Er schmunzelt aus Zufriedenheit, denn Unterhaching hat in dieser Zeit einen großen Schritt vom Abstiegskandidaten hin zu einer soliden Mittelfeldmannschaft gemacht. Die Niederlage in Aachen ändert daran nichts, weil Haching in der zweiten Halbzeit mit zehn Mann (Tavcar hatte die gelb-rote Karte erhalten) erstaunlich gut mit Alemannia Aachen, dem Aufstiegsaspiranten, mithielt.

Andererseits: In der ersten Halbzeit war Haching deutlich unterlegen, "wir waren viel zu zurückhaltend, wir sind überhaupt nicht ins Spiel gekommen", wie Deutinger bemängelt. Deshalb betont er, was er immer betont, wenn seine Mannschaft gelobt wird: "Uns fehlt noch sehr viel."

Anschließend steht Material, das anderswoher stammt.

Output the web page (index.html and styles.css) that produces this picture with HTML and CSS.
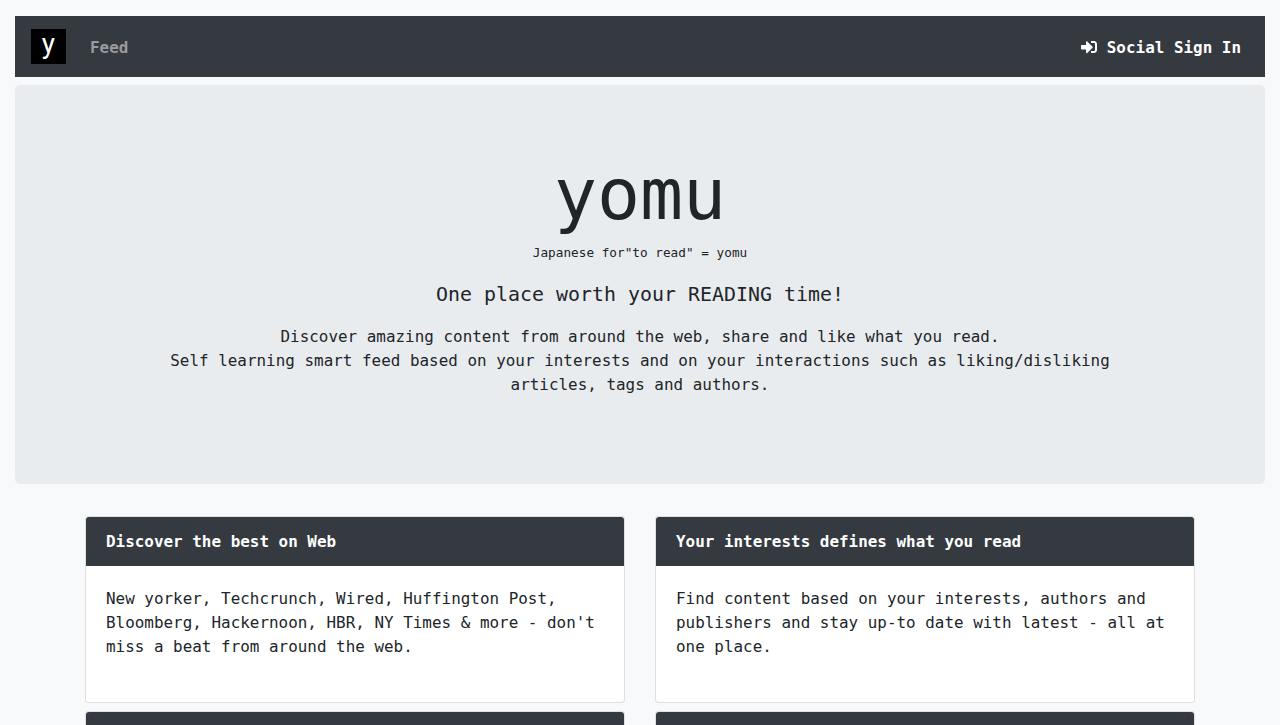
FILE: index.html
```html
<!DOCTYPE html>
<html lang="en">
<head>
  <meta charset="UTF-8" />
  <title>yomu</title>
  <link rel="stylesheet" href="styles.css">
</head>
<body>
  <nav class="navbar">
    <div class="logo">y</div>
    <a class="nav-link muted" href="#">Feed</a>
    <a class="nav-link signin" href="#">
      <svg class="icon" viewBox="0 0 512 512"><path fill="currentColor" d="M416 448h-84c-6.6 0-12-5.4-12-12v-40c0-6.6 5.4-12 12-12h84c17.7 0 32-14.3 32-32V160c0-17.7-14.3-32-32-32h-84c-6.6 0-12-5.4-12-12V76c0-6.6 5.4-12 12-12h84c53 0 96 43 96 96v192c0 53-43 96-96 96zm-47-201L201 79c-15-15-41-4.5-41 17v96H24c-13.3 0-24 10.7-24 24v96c0 13.3 10.7 24 24 24h136v96c0 21.5 26 32 41 17l168-168c9.3-9.4 9.3-24.6 0-34z"/></svg>
      <span>Social Sign In</span>
    </a>
  </nav>

  <header class="jumbotron">
    <h1>yomu</h1>
    <div class="small">Japanese for"to read" = yomu</div>
    <div class="lead">One place worth your READING time!</div>
    <p class="intro">Discover amazing content from around the web, share and like what you read.<br>Self learning smart feed based on your interests and on your interactions such as liking/disliking articles, tags and authors.</p>
  </header>

  <main class="cards">
    <div class="card">
      <div class="card-header">Discover the best on Web</div>
      <div class="card-body">New yorker, Techcrunch, Wired, Huffington Post, Bloomberg, Hackernoon, HBR, NY Times &amp; more - don't miss a beat from around the web.</div>
    </div>
    <div class="card">
      <div class="card-header">Your interests defines what you read</div>
      <div class="card-body">Find content based on your interests, authors and publishers and stay up-to date with latest - all at one place.</div>
    </div>
    <div class="card">
      <div class="card-header"></div>
    </div>
    <div class="card">
      <div class="card-header"></div>
    </div>
  </main>
</body>
</html>
```

FILE: styles.css
```css
body {
  margin: 0;
  padding: 16px 15px 0;
  background-color: #f8f9fa;
  color: #212529;
  font-family: "DejaVu Sans Mono", "Liberation Mono", monospace;
  font-size: 15.9px;
  letter-spacing: 0.02px;
  line-height: 24px;
}
.navbar {
  display: flex;
  align-items: center;
  height: 61px;
  padding: 0 16px;
  box-sizing: border-box;
  background-color: #343a40;
  margin-bottom: 8px;
}
.logo {
  width: 35px;
  height: 35px;
  background-color: #000;
  color: #fff;
  font-family: Roboto, sans-serif;
  font-size: 28px;
  line-height: 29px;
  text-align: center;
  margin-right: 16px;
}
.nav-link {
  padding: 2px 8px 0;
  color: #fff;
  font-weight: bold;
  text-decoration: none;
}
.muted {
  color: rgba(255, 255, 255, 0.5);
}
.signin {
  margin-left: auto;
  display: flex;
  align-items: center;
}
.icon {
  width: 16px;
  height: 16px;
  margin: 0 10px 2px 0;
}
.jumbotron {
  background-color: #e9ecef;
  border-radius: 5px;
  height: 399px;
  box-sizing: border-box;
  padding: 67px 32px 0;
  margin-bottom: 32px;
  text-align: center;
}
h1 {
  margin: 0 0 5px;
  font-size: 71.5px;
  font-weight: normal;
  line-height: 86px;
  letter-spacing: 0;
}
.small {
  font-size: 12.7px;
  line-height: 19px;
  margin-bottom: 18px;
}
.lead {
  font-size: 19.9px;
  line-height: 30px;
  margin-bottom: 15px;
}
.intro {
  max-width: 988px;
  margin: 0 auto;
}
.cards {
  display: grid;
  grid-template-columns: 540px 540px;
  justify-content: center;
  gap: 8px 30px;
}
.card {
  background-color: #fff;
  border: 1px solid rgba(0, 0, 0, 0.125);
  border-radius: 4px;
  overflow: hidden;
}
.card-header {
  background-color: #343a40;
  color: #fff;
  font-weight: bold;
  height: 49px;
  padding: 13px 20px 0;
  box-sizing: border-box;
}
.card-body {
  padding: 21px 20px 0;
  height: 136px;
  box-sizing: border-box;
}
```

Das stimmt ja auch - der Abstand zu den Abstiegsrängen beträgt zwar immerhin acht Punkte, aber dass in Unterhaching auch Serien der negativen Art jederzeit möglich sind, weiß man seit der Hinrunde, als die SpVgg acht Spiele in Folge nicht gewinnen konnte.

Doch die Hachinger sind zuversichtlich, dass so etwas nicht noch einmal passiert, schließlich, sagt Deutinger, habe die Mannschaft jetzt vor allem deutlich mehr Selbstbewusstsein als früher. Erfolge machen eben selbstbewusst, auch wenn sie heimlich passieren.

Jetzt will Deutinger nur noch, dass die Mannschaft sich ihres Selbstwertgefühls künftig in jeder Partie erinnert, von Anfang an. Zum Beispiel kommenden Sonntag, im Hachinger Sportpark gegen Wacker Burghausen. "Es wird Zeit, dass wir endlich mal gegen Burghausen gewinnen", sagt Deutinger. Der letzte Sieg datiert vom 30. November 2003, damals gewann Haching 2:0.

Die Voraussetzungen sind nicht schlecht: "Wir sind körperlich fit", sagt Deutinger. Man werde sich so vorbereiten wie immer, "warum sollten wir auch was ändern". Nur das Fünf-Euro-Spiel wird vielleicht ein bisschen häufiger gespielt als sonst.